In SLIDE, our choice of using extra arrays to separate the computations of each thread and asynchronous accumulation of gradients (section 3.1) across all the threads ensures that simple OpenMP parallelism is sufficient to get near-peak utilization.
Design Choice Comparisons
In Section 3.1, we present several design choices in SLIDE which have different trade-offs and performance behavior, e.g., executing MIPS efficiently to select active neurons, adopting the optimal policies for neurons insertion in hash tables, etc. In this section, we substantiate those design choices with key metrics and insights. In order to better analyze them in more practical settings, we choose to benchmark them in real classification tasks on Delicious-200K dataset. See Section 4 for detailed settings. 
Evaluating Sampling Strategies
Sampling is a crucial step in SLIDE. The quality and quantity of selected neurons and the overhead of the selection strategy significantly affect the SLIDE performance. We profile the running time of these strategies, including Vanilla sampling, TopK thresholding, and Hard thresholding, for selecting a different number of neurons from the hash tables during the first epoch of the classification task. Figure 9 presents the results. The blue, red and green dots represent Vanilla sampling, TopK thresholding, and Hard thresholding respectively. It shows that the TopK thresholding strategy takes magnitudes more time than Vanilla sampling and Hard thresholding across all number of samples consistently. Also, we can see that the green dots are just slightly higher than the blue dots meaning that the time complexity of Hard Thresholding is slightly higher than Vanilla Sampling. Note that the y-axis is in log scale. Therefore when the number of samples increases, the rates of change for the red dots are much more than those of the others. This is not surprising because TopK thresholding strategy is based on sorting algorithms which has O(nlogn) running time. Therefore, in practice, we suggest choosing either of Vanilla Sampling or Hard Thresholding for efficiency. For instance, we use Vanilla Sampling in our extreme classification experiments because it is the most efficient one. Furthermore, the difference between iteration wise convergence of the tasks with TopK Thresholding and Vanilla Sampling are negligible.
Addition to Hashtables
SLIDE supports two implementations of insertion policies for hash tables described in Section 3.1. We profile the running time of the two strategies, Reservoir Sampling and FIFO. After the weights and hash tables initialization, we clock the time of both strategies for insertions of all 205,443 neurons in the last layer of the network, where 205,443 is the number of classes for Delicious dataset. Then we also benchmark the time of whole insertion process including generating the hash codes for each neuron before inserting them into hash tables.
The results are shown in Table 4 .4.1. The column "Full Insertion" represents the overall time for the process of adding all neurons to hash tables. The column "Insertion to HT" represents the exact time of adding all the neurons to hash tables excluding the time for computing the hash codes. Reservoir Sampling strategy is more efficient than FIFO. From an algorithmic view, Reservoir Sampling inserts based on some probability, but FIFO guarantees successful insertions.
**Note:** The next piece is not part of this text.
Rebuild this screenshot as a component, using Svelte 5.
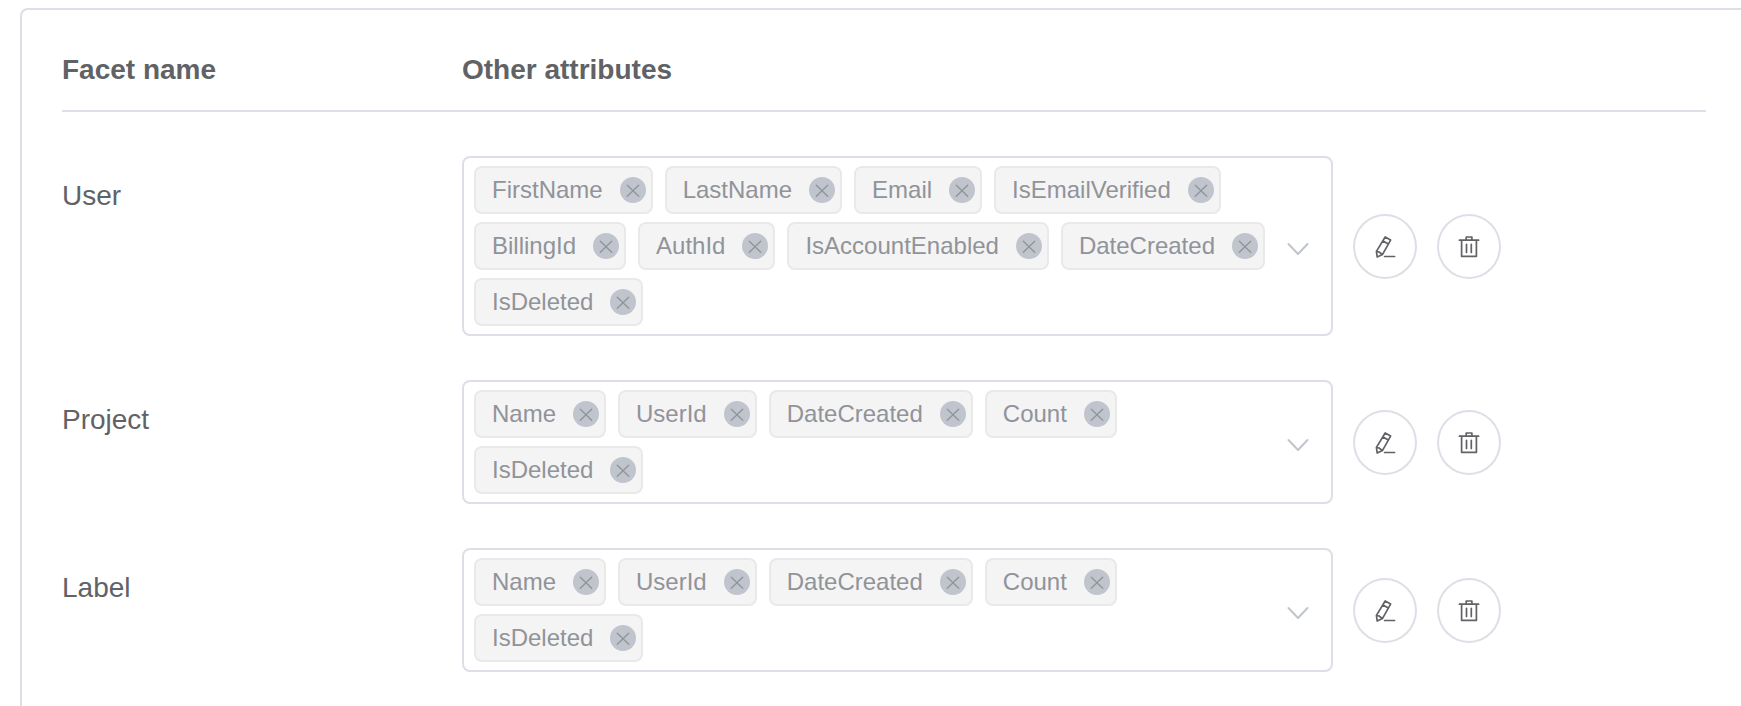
<script>
  let facets = $state([
    {
      name: 'User',
      attributes: [
        'FirstName',
        'LastName',
        'Email',
        'IsEmailVerified',
        'BillingId',
        'AuthId',
        'IsAccountEnabled',
        'DateCreated',
        'IsDeleted'
      ]
    },
    { name: 'Project', attributes: ['Name', 'UserId', 'DateCreated', 'Count', 'IsDeleted'] },
    { name: 'Label', attributes: ['Name', 'UserId', 'DateCreated', 'Count', 'IsDeleted'] }
  ]);

  function removeAttribute(facet, attribute) {
    facet.attributes = facet.attributes.filter((a) => a !== attribute);
  }

  function removeFacet(facet) {
    facets = facets.filter((f) => f.name !== facet.name);
  }
</script>

<main class="page">
  <section class="panel">
    <table class="facets">
      <thead>
        <tr>
          <th class="name-col" scope="col">Facet name</th>
          <th scope="col">Other attributes</th>
          <td class="actions-col"></td>
        </tr>
      </thead>
      <tbody>
        {#each facets as facet (facet.name)}
          <tr>
            <th class="name" scope="row">{facet.name}</th>
            <td>
              <div class="select">
                <ul class="tags">
                  {#each facet.attributes as attribute (attribute)}
                    <li class="tag">
                      <span>{attribute}</span>
                      <button
                        class="close"
                        type="button"
                        aria-label="Remove {attribute}"
                        onclick={() => removeAttribute(facet, attribute)}
                      >
                        <svg viewBox="0 0 26 26" aria-hidden="true">
                          <path d="M7.3 8.3 18.7 19.3M18.7 8.3 7.3 19.3" />
                        </svg>
                      </button>
                    </li>
                  {/each}
                </ul>
                <button class="caret" type="button" aria-haspopup="listbox" aria-label="{facet.name} attributes">
                  <svg viewBox="0 0 24 16" aria-hidden="true">
                    <path d="M2.5 3 12 13 21.5 3" />
                  </svg>
                </button>
              </div>
            </td>
            <td>
              <div class="actions">
                <button class="round" type="button" aria-label="Edit {facet.name}">
                  <svg viewBox="0 0 28 28" aria-hidden="true">
                    <path d="M14.2 4 19.6 7.1 11.4 21.6 6.2 24 5.4 18.4ZM12 8 17.3 11.1M5.4 18.4 8.1 19 11.4 21.6M13.6 23.5H23.6" />
                  </svg>
                </button>
                <button
                  class="round"
                  type="button"
                  aria-label="Delete {facet.name}"
                  onclick={() => removeFacet(facet)}
                >
                  <svg viewBox="0 0 28 28" aria-hidden="true">
                    <path d="M4.4 7.2H23.6M6.6 7.2V23.3H21.4V7.2M11.2 7.2V4H16.9V7.2M11.5 11.4V19.4M16.3 11.4V19.4" />
                  </svg>
                </button>
              </div>
            </td>
          </tr>
        {/each}
      </tbody>
    </table>
  </section>
</main>

<style>
  :global(body) {
    margin: 0;
    background: #fff;
  }

  .page {
    box-sizing: border-box;
    min-height: 100vh;
    display: flex;
    padding: 8px 0 0 20px;
    color: #606266;
    font-family: 'Liberation Sans', Arial, sans-serif;
    font-size: 28px;
    line-height: 32px;
  }

  .panel {
    flex: 1;
    min-width: 0;
    padding: 44px 35px 0 40px;
    border: 2px solid #dcdfe6;
    border-width: 2px 0 0 2px;
    border-top-left-radius: 8px;
  }

  .facets {
    width: 100%;
    table-layout: fixed;
    border-spacing: 0;
  }

  th,
  td {
    padding: 0;
    text-align: left;
  }

  thead th,
  thead td {
    padding-bottom: 24px;
    border-bottom: 2px solid #dcdfe6;
  }

  .name-col {
    width: 400px;
  }

  .actions-col {
    width: 373px;
  }

  tbody td {
    padding-top: 44px;
  }

  .name {
    padding-top: 68px;
    font-weight: normal;
    vertical-align: top;
  }

  .select {
    display: flex;
    align-items: center;
    padding: 8px 10px;
    border: 2px solid #dcdfe6;
    border-radius: 8px;
  }

  .tags {
    flex: 1;
    min-width: 0;
    display: flex;
    flex-wrap: wrap;
    gap: 8px 12px;
    margin: 0;
    padding: 0;
    list-style: none;
  }

  .tag {
    box-sizing: border-box;
    height: 48px;
    display: flex;
    align-items: center;
    gap: 17px;
    padding: 0 5px 0 16px;
    border: 2px solid #e9e9e9;
    border-radius: 8px;
    background: #f4f4f4;
    color: #909399;
    font-size: 24px;
    line-height: 44px;
  }

  button {
    padding: 0;
    border: 0;
    background: none;
    color: inherit;
    cursor: pointer;
  }

  svg {
    display: block;
    fill: none;
    stroke: currentColor;
    stroke-linecap: round;
    stroke-linejoin: round;
  }

  .close {
    width: 26px;
    height: 26px;
    border-radius: 50%;
    background: #c0c4cc;
  }

  .close svg {
    width: 26px;
    height: 26px;
    stroke-width: 1.3;
  }

  .caret {
    margin: 6px 11px 0 16px;
    color: #c0c4cc;
  }

  .caret svg {
    width: 24px;
    height: 16px;
    stroke-width: 2;
  }

  .actions {
    display: flex;
    gap: 20px;
    padding: 1px 0 0 20px;
  }

  .round {
    box-sizing: border-box;
    width: 64px;
    height: 65px;
    display: flex;
    align-items: center;
    justify-content: center;
    border: 2px solid #dcdfe6;
    border-radius: 50%;
    background: #fff;
  }

  .round svg {
    width: 28px;
    height: 28px;
    stroke-width: 1.7;
  }
</style>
We observe that there are more memory accesses with FIFO. However, compared to the full insertion time, the benefits of Reservoir Sampling are still negligible. Therefore we can choose either strategy based on practical utility. For instance, we use FIFO in our experiments in Section 4.
Future Work
SLIDE currently only supports fully connected architecture and multi-core parallelism. Naturally, our next steps are to extend SLIDE to include convolutional layers. SLIDE has unique benefits when it comes to random memory access and parallelism. We anticipate that a distributed implementation of SLIDE would be very appealing in many ways especially given our current results. Because our gradient updates are sparse, the communication costs are minimized in distributed setting. Finally, SLIDE did not take advantage of any parallel optimized CPU instructions. It is an exciting direction to explore whether we can leverage parallel CPU instructions to speed up SLIDE even further.
Conclusion
In this paper, we provide the first evidence that a smart algorithm with modest CPU OpenMP parallelism can outperform the best available hardware, the NVIDIA V100, for training large deep learning architectures. Our system SLIDE is a combination of carefully tailored randomized hashing algorithms with the right data structures that allow asynchronous parallelism.
Currently, there is a prevailing wisdom that hardware acceleration is the future of large-scale deep learning. We hope this paper will compel the community to rethink algorithmic alternatives for back-propagation before making their significant investment in the hardware.